Challenge — Omit all images. Write out the rest of the material exactly.

Given data —

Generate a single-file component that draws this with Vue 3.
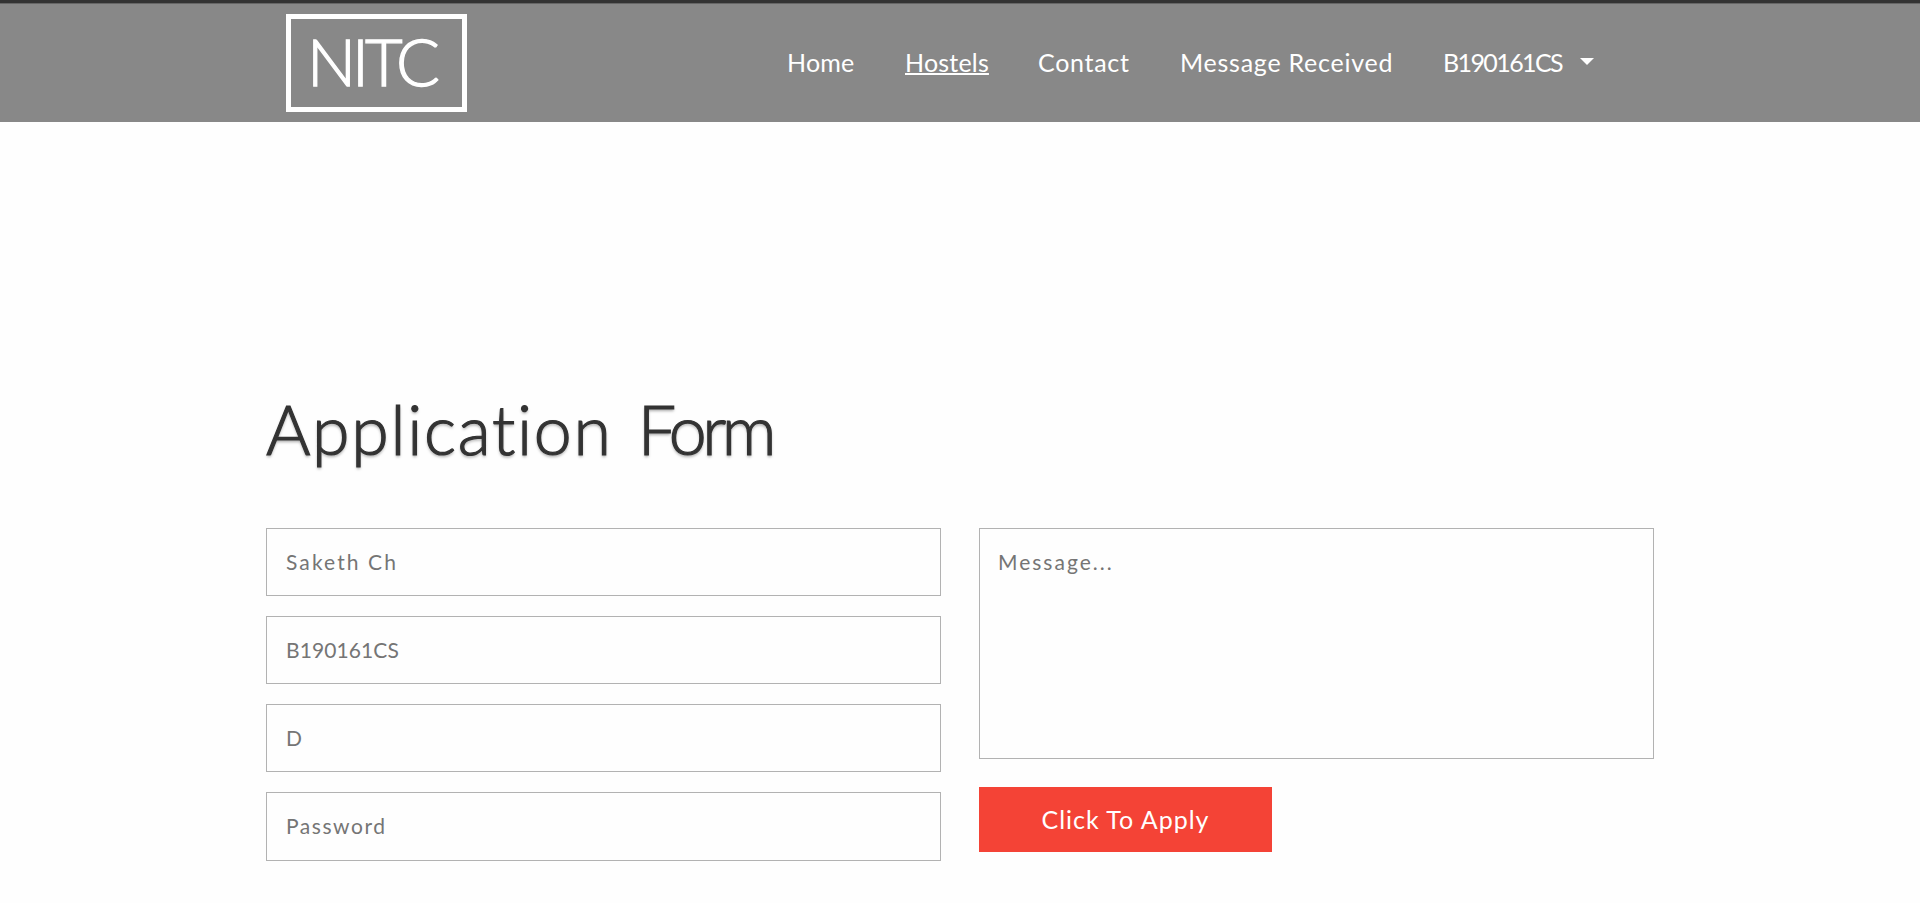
<script setup>
const links = [
  { label: 'Home', cls: 'home' },
  { label: 'Hostels', cls: 'hostels' },
  { label: 'Contact', cls: 'contact' },
  { label: 'Message Received', cls: 'received' },
]
const fields = [
  { placeholder: 'Saketh Ch', type: 'text', cls: 'wide' },
  { placeholder: 'B190161CS', type: 'text', cls: 'roll' },
  { placeholder: 'D', type: 'text', cls: 'wide' },
  { placeholder: 'Password', type: 'password', cls: 'pass' },
]
</script>

<template>
  <div class="page">
    <header class="header">
      <a class="logo"><span>NITC</span></a>
      <nav class="nav">
        <a v-for="l in links" :key="l.cls" :class="l.cls">{{ l.label }}</a>
        <a class="user">B190161CS</a>
        <svg class="caret" width="14" height="7" viewBox="0 0 14 7"><path d="M0 0H14L7 7Z" fill="#fff" /></svg>
      </nav>
    </header>

    <main class="content">
      <h1 class="title">Application <span class="form-word">Form</span></h1>
      <form class="form" @submit.prevent>
        <div class="column">
          <input v-for="f in fields" :key="f.placeholder" :class="['field', f.cls]" :type="f.type" :placeholder="f.placeholder" />
        </div>
        <div class="column side">
          <textarea class="field message" placeholder="Message..."></textarea>
          <button class="apply" type="submit">Click To Apply</button>
        </div>
      </form>
    </main>
  </div>
</template>

<style>
body {
  margin: 0;
  background: #fefefe;
}
</style>

<style scoped>
.page {
  height: 903px;
  overflow: hidden;
  font-family: Lato, "Liberation Sans", sans-serif;
}
.header {
  box-sizing: border-box;
  display: flex;
  height: 122px;
  padding: 10px 0 0 286px;
  border-top: 3px solid #333;
  background: #888;
  box-shadow: inset 0 1px 0 #666;
  color: #fff;
}
.logo {
  box-sizing: border-box;
  width: 181px;
  height: 98px;
  margin-top: 1px;
  padding-left: 16px;
  border: 5px solid #fff;
  font-size: 65px;
  font-weight: 300;
  line-height: 84px;
  letter-spacing: -4px;
  -webkit-text-stroke: 1.3px #fff;
}
.nav {
  display: grid;
  grid-template-columns: 118px 133px 142px 263px 137px 14px;
  margin-left: 320px;
  height: 98px;
  font-size: 25px;
  line-height: 30px;
  padding-top: 34px;
  box-sizing: border-box;
  white-space: nowrap;
}
.home {
  letter-spacing: 0.2px;
}
.hostels {
  justify-self: start;
  height: 29px;
  letter-spacing: 0.2px;
  text-decoration: underline;
  text-decoration-thickness: 2px;
  text-decoration-skip-ink: none;
  text-underline-offset: 1px;
}
.contact {
  letter-spacing: 0.7px;
}
.received {
  letter-spacing: 0.75px;
}
.user {
  letter-spacing: -1.6px;
}
.caret {
  margin-top: 11px;
}
.content {
  width: 1388px;
  margin-left: 266px;
}
.title {
  margin: 0;
  padding-top: 261px;
  height: 145px;
  color: #333;
  font-size: 68px;
  font-weight: 300;
  line-height: 92px;
  letter-spacing: 1.7px;
  word-spacing: 5px;
  text-shadow: 0 2px 3px rgba(0, 0, 0, 0.35);
  -webkit-text-stroke: 1.2px #333;
}
.form-word {
  letter-spacing: -4.5px;
}
.form {
  display: grid;
  grid-template-columns: 675px 675px;
  gap: 38px;
}
.column {
  display: flex;
  flex-direction: column;
  gap: 20px;
}
.side {
  gap: 28px;
  align-items: flex-start;
}
.field {
  box-sizing: border-box;
  width: 675px;
  height: 68px;
  margin: 0;
  padding: 0 18px 2px 19px;
  border: 1px solid #b2b2b2;
  border-radius: 0;
  outline: none;
  background: transparent;
  color: #757575;
  font-family: inherit;
  font-size: 21px;
  resize: none;
}
.field::placeholder {
  color: #757575;
  opacity: 1;
}
.wide {
  letter-spacing: 2.1px;
}
.roll {
  letter-spacing: 0.1px;
}
.pass {
  height: 69px;
  letter-spacing: 1.55px;
}
.message {
  height: 231px;
  padding: 20px 18px;
  letter-spacing: 2px;
  line-height: 26px;
}
.apply {
  width: 293px;
  height: 65px;
  padding: 0 0 2px;
  border: 0;
  background: #f44336;
  color: #fff;
  font-family: inherit;
  font-size: 25px;
  letter-spacing: 1px;
}
</style>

Answer to this problem —
Generate a single-file component that draws this with Vue 3.
<script setup>
const links = [
  { label: 'Home', cls: 'home' },
  { label: 'Hostels', cls: 'hostels' },
  { label: 'Contact', cls: 'contact' },
  { label: 'Message Received', cls: 'received' },
]
const fields = [
  { placeholder: 'Saketh Ch', type: 'text', cls: 'wide' },
  { placeholder: 'B190161CS', type: 'text', cls: 'roll' },
  { placeholder: 'D', type: 'text', cls: 'wide' },
  { placeholder: 'Password', type: 'password', cls: 'pass' },
]
</script>

<template>
  <div class="page">
    <header class="header">
      <a class="logo"><span>NITC</span></a>
      <nav class="nav">
        <a v-for="l in links" :key="l.cls" :class="l.cls">{{ l.label }}</a>
        <a class="user">B190161CS</a>
        <svg class="caret" width="14" height="7" viewBox="0 0 14 7"><path d="M0 0H14L7 7Z" fill="#fff" /></svg>
      </nav>
    </header>

    <main class="content">
      <h1 class="title">Application <span class="form-word">Form</span></h1>
      <form class="form" @submit.prevent>
        <div class="column">
          <input v-for="f in fields" :key="f.placeholder" :class="['field', f.cls]" :type="f.type" :placeholder="f.placeholder" />
        </div>
        <div class="column side">
          <textarea class="field message" placeholder="Message..."></textarea>
          <button class="apply" type="submit">Click To Apply</button>
        </div>
      </form>
    </main>
  </div>
</template>

<style>
body {
  margin: 0;
  background: #fefefe;
}
</style>

<style scoped>
.page {
  height: 903px;
  overflow: hidden;
  font-family: Lato, "Liberation Sans", sans-serif;
}
.header {
  box-sizing: border-box;
  display: flex;
  height: 122px;
  padding: 10px 0 0 286px;
  border-top: 3px solid #333;
  background: #888;
  box-shadow: inset 0 1px 0 #666;
  color: #fff;
}
.logo {
  box-sizing: border-box;
  width: 181px;
  height: 98px;
  margin-top: 1px;
  padding-left: 16px;
  border: 5px solid #fff;
  font-size: 65px;
  font-weight: 300;
  line-height: 84px;
  letter-spacing: -4px;
  -webkit-text-stroke: 1.3px #fff;
}
.nav {
  display: grid;
  grid-template-columns: 118px 133px 142px 263px 137px 14px;
  margin-left: 320px;
  height: 98px;
  font-size: 25px;
  line-height: 30px;
  padding-top: 34px;
  box-sizing: border-box;
  white-space: nowrap;
}
.home {
  letter-spacing: 0.2px;
}
.hostels {
  justify-self: start;
  height: 29px;
  letter-spacing: 0.2px;
  text-decoration: underline;
  text-decoration-thickness: 2px;
  text-decoration-skip-ink: none;
  text-underline-offset: 1px;
}
.contact {
  letter-spacing: 0.7px;
}
.received {
  letter-spacing: 0.75px;
}
.user {
  letter-spacing: -1.6px;
}
.caret {
  margin-top: 11px;
}
.content {
  width: 1388px;
  margin-left: 266px;
}
.title {
  margin: 0;
  padding-top: 261px;
  height: 145px;
  color: #333;
  font-size: 68px;
  font-weight: 300;
  line-height: 92px;
  letter-spacing: 1.7px;
  word-spacing: 5px;
  text-shadow: 0 2px 3px rgba(0, 0, 0, 0.35);
  -webkit-text-stroke: 1.2px #333;
}
.form-word {
  letter-spacing: -4.5px;
}
.form {
  display: grid;
  grid-template-columns: 675px 675px;
  gap: 38px;
}
.column {
  display: flex;
  flex-direction: column;
  gap: 20px;
}
.side {
  gap: 28px;
  align-items: flex-start;
}
.field {
  box-sizing: border-box;
  width: 675px;
  height: 68px;
  margin: 0;
  padding: 0 18px 2px 19px;
  border: 1px solid #b2b2b2;
  border-radius: 0;
  outline: none;
  background: transparent;
  color: #757575;
  font-family: inherit;
  font-size: 21px;
  resize: none;
}
.field::placeholder {
  color: #757575;
  opacity: 1;
}
.wide {
  letter-spacing: 2.1px;
}
.roll {
  letter-spacing: 0.1px;
}
.pass {
  height: 69px;
  letter-spacing: 1.55px;
}
.message {
  height: 231px;
  padding: 20px 18px;
  letter-spacing: 2px;
  line-height: 26px;
}
.apply {
  width: 293px;
  height: 65px;
  padding: 0 0 2px;
  border: 0;
  background: #f44336;
  color: #fff;
  font-family: inherit;
  font-size: 25px;
  letter-spacing: 1px;
}
</style>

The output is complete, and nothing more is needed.